Seems that many of the comments focus on probably the key issues: focus and discipline. I think that focus and discipline are a by-product of "boot-strapping". Although some early entrepreneurs have these skills already, my experience has been that many do not. I'd say that if management possesses these necessary attributes being well-financed will be a benefit rather than a burden.

In my experience (4 startups) it highly depends on the CEO and management team focusing on goals that force them to be scrappy, regardless of what's in the bank. Startups should hold themselves as accountable as public companies to hitting quarterly targets. In my current startup we had an early goal of hitting cash flow breakeven, even though we had plenty of money in the bank. Once we hit that, we felt confident tapping into and adding more funds to push the accelerator down further. But first we established that we actually had a business...not a venture 'charity'!
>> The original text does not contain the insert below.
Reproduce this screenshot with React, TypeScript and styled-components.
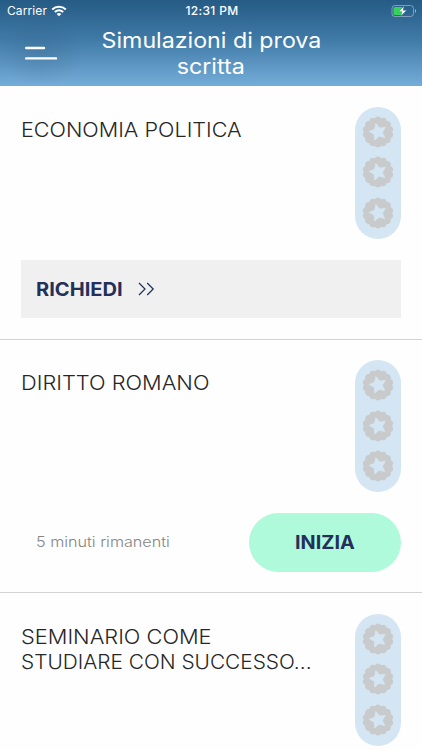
import React from "react";
import styled, { createGlobalStyle } from "styled-components";

const GlobalStyle = createGlobalStyle`
  * { box-sizing: border-box; }
  html, body { margin: 0; padding: 0; background: #fff; overflow: hidden; }
  body { font-family: Inter, "Liberation Sans", sans-serif; }
  button { font: inherit; border: 0; padding: 0; background: none; }
`;

const Screen = styled.div`
  width: 422px;
  height: 750px;
  overflow: hidden;
  background: #fefefe;
`;

const Header = styled.header`
  height: 86px;
  background: linear-gradient(#255b84, #3f79a6 45%, #75add9);
  color: #fff;
`;

const StatusBar = styled.div`
  height: 22px;
  display: grid;
  grid-template-columns: 1fr auto 1fr;
  align-items: center;
  padding: 0 5px 0 7px;
  font-size: 12px;
  line-height: 22px;
`;

const Carrier = styled.div`
  display: flex;
  align-items: center;
  gap: 4px;
  letter-spacing: 0.1px;
`;

const Clock = styled.div`
  font-weight: 500;
  letter-spacing: 0.35px;
`;

const BatterySlot = styled.div`
  display: flex;
  justify-content: flex-end;
`;

const NavBar = styled.div`
  display: grid;
  grid-template-columns: 82px 1fr 82px;
`;

const MenuButton = styled.button`
  height: 63px;
  padding: 1px 0 0 25px;
  display: flex;
  align-items: flex-start;
  background: radial-gradient(ellipse 42px 34px at 41px 31px, rgba(45, 85, 120, 0.2), transparent);
`;

const Title = styled.h1`
  margin: 6px 0 0;
  display: flex;
  flex-direction: column;
  align-items: center;
  font-size: 21px;
  line-height: 26px;
  font-weight: 400;
`;

const Label = styled.span<{ $stretch?: number; $origin?: string }>`
  display: block;
  width: max-content;
  white-space: nowrap;
  transform: scaleX(${(p) => p.$stretch ?? 1});
  transform-origin: ${(p) => p.$origin ?? "left"} center;
`;

const Row = styled.section`
  height: 253.5px;
  padding: 20.5px 21px 0;
  border-bottom: 1px solid #d3d3d3;
`;

const RowTop = styled.div`
  height: 132px;
  display: flex;
  justify-content: space-between;
`;

const Subject = styled.h2`
  margin: 11px 0 0;
  font-size: 20px;
  line-height: 25px;
  font-weight: 300;
  color: #262626;
`;

const Rating = styled.div`
  width: 46.5px;
  height: 132px;
  border-radius: 24px;
  background: #d4e6f3;
  display: flex;
  flex-direction: column;
  align-items: center;
  padding-top: 9px;
  gap: 8.7px;
`;

const RequestButton = styled.button`
  width: 100%;
  height: 58.5px;
  margin-top: 21px;
  padding: 0 0 0 15px;
  background: #f0f0f0;
  color: #24305a;
  display: flex;
  align-items: center;
  font-size: 18.5px;
  font-weight: 700;
`;

const ArrowSlot = styled.span`
  display: flex;
  margin: 1px 0 0 22px;
`;

const Actions = styled.div`
  margin-top: 21px;
  display: flex;
  align-items: center;
  justify-content: space-between;
  padding-left: 15px;
`;

const Remaining = styled.div`
  padding-bottom: 2px;
  font-size: 14.3px;
  font-weight: 300;
  color: #858585;
`;

const StartButton = styled.button`
  width: 152.5px;
  height: 58.5px;
  border-radius: 30px;
  background: #aefadb;
  color: #24305a;
  font-size: 18.5px;
  font-weight: 700;
  display: flex;
  align-items: center;
  justify-content: center;
`;

const point = (radius: number, degrees: number) => {
  const a = (degrees * Math.PI) / 180;
  return `${(16 + radius * Math.cos(a)).toFixed(2)} ${(16 + radius * Math.sin(a)).toFixed(2)}`;
};

const LOBES = 14;
const sealPath =
  `M${point(14, 0)}` +
  Array.from({ length: LOBES }, (_, i) => {
    const end = ((i + 1) * 360) / LOBES;
    return `A3.6 3.6 0 0 1 ${point(14, end)}`;
  }).join("") +
  "Z";
const starPath =
  "M" +
  Array.from({ length: 10 }, (_, i) => point(i % 2 ? 4.3 : 8.7, 184 + i * 36)).join("L") +
  "Z";

const Seal = () => (
  <svg width="32" height="32" viewBox="0 0 32 32">
    <path d={sealPath} fill="#c9cacb" />
    <path d={starPath} fill="#d4e6f3" stroke="#d4e6f3" strokeWidth="0.8" strokeLinejoin="round" />
  </svg>
);

const Wifi = () => (
  <svg width="16" height="12" viewBox="0 0 16 12" fill="none" stroke="#fff" strokeWidth="2">
    <path d="M1.2 4.5C5 .9 11 .9 14.8 4.5" />
    <path d="M3.8 7.1C6.3 4.9 9.7 4.9 12.2 7.1" />
    <path d="M8 11.2L5.6 8.9Q8 7.1 10.4 8.9Z" fill="#fff" stroke="none" />
  </svg>
);

const Battery = () => (
  <svg width="26" height="13" viewBox="0 0 26 13" fill="none">
    <rect x="1" y=".5" width="21.5" height="11" rx="3" stroke="#a9c0d2" strokeOpacity=".65" />
    <path d="M24 4Q26 6 24 8Z" fill="#a9c0d2" />
    <path d="M4 2H11V10H4Q2.5 10 2.5 8.5V3.5Q2.5 2 4 2Z" fill="#35d35c" />
    <path d="M13.2 .9L7.5 6.7H11L9.7 11.3L15.7 5.3H12.1Z" fill="#fff" stroke="#346a91" strokeWidth=".5" />
  </svg>
);

const Menu = () => (
  <svg width="33" height="40" viewBox="0 0 33 40" stroke="#fff" strokeWidth="2.4" strokeLinecap="round">
    <path d="M1.2 25H19M1.2 35.4H31" />
  </svg>
);

const Arrows = () => (
  <svg width="17" height="14" viewBox="0 0 17 14" fill="none" stroke="#24305a" strokeWidth="1.25">
    <path d="M1 1L7 7L1 13M9.2 1L15.2 7L9.2 13" />
  </svg>
);

type Line = { text: string; stretch: number };

const Course = ({ lines, children }: { lines: Line[]; children?: React.ReactNode }) => (
  <Row>
    <RowTop>
      <Subject>
        {lines.map((l) => (
          <Label key={l.text} $stretch={l.stretch}>{l.text}</Label>
        ))}
      </Subject>
      <Rating>
        <Seal />
        <Seal />
        <Seal />
      </Rating>
    </RowTop>
    {children}
  </Row>
);

export default function App() {
  return (
    <>
      <GlobalStyle />
      <Screen>
        <Header>
          <StatusBar>
            <Carrier>Carrier <Wifi /></Carrier>
            <Clock>12:31 PM</Clock>
            <BatterySlot><Battery /></BatterySlot>
          </StatusBar>
          <NavBar>
            <MenuButton aria-label="Menu"><Menu /></MenuButton>
            <Title>
              <Label $origin="center" $stretch={1.105}>Simulazioni di prova</Label>
              <Label $origin="center" $stretch={1.105}>scritta</Label>
            </Title>
          </NavBar>
        </Header>
        <Course lines={[{ text: "ECONOMIA POLITICA", stretch: 1.08 }]}>
          <RequestButton>
            <Label $stretch={1.085}>RICHIEDI</Label>
            <ArrowSlot><Arrows /></ArrowSlot>
          </RequestButton>
        </Course>
        <Course lines={[{ text: "DIRITTO ROMANO", stretch: 1.09 }]}>
          <Actions>
            <Remaining><Label $stretch={1.13}>5 minuti rimanenti</Label></Remaining>
            <StartButton><Label $origin="center" $stretch={1.07}>INIZIA</Label></StartButton>
          </Actions>
        </Course>
        <Course
          lines={[
            { text: "SEMINARIO COME", stretch: 1.09 },
            { text: "STUDIARE CON SUCCESSO...", stretch: 1.042 },
          ]}
        />
      </Screen>
    </>
  );
}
I think it really depends on the scale of the start-up and the market that they are trying to address. For example, I'd point to Jet Blue Airlines. There is really no way to bootstrap a nationwide airline. They needed to start with a pile of money and a well-seasoned management team. Could you do it with a single airplane, starve everything for a while, and plow profits back into more planes and more routes? Eventually, probably yes. But if you want to scale it immediately and grow it quickly, you need a pile of money. You must have the experienced team, because if you get the business model wrong you will quickly burn through your cash. It has to be right from the beginning. Home Depot is another example. Probably Federal Express too. You can't do a nationwide delivery company without nationwide trucks and planes.

I have personally found this to be so true:

"The garage/basement, scratching month-to-month teaches you good habits and forces you to make tough decisions. This all leads to maximizing capital efficiency and your own inventiveness. When there are plenty of funds around you tend to substitute money for work and thought. It’s not that you aren’t putting in the hours, it’s that you don’t have to consider every decision quite as hard. Also, it’s much easier to say “we’ll hire someone” or “let’s pay someone outside to do this” rather than hunkering down and doing it yourself – which is how you really learn when you are a young startup."

I'd go further and say that when you hire lots of people, you start putting too much attention on interviewing, bringing people on board, explaining your vision over and over, team meetings to keep communicating and keep people from going off in different directions, dealing with personnel issues, etc. etc.

On the one hand you could say that more people will help you execute faster and go higher and, therefore, this is time well spent. However, in reality the process is more likely to bog you down -- especially if you are still experimenting and trying to figure out aspects of your business model. All those fingers in the pot are more likely to end up with people rowing in different directions, slowing the business down.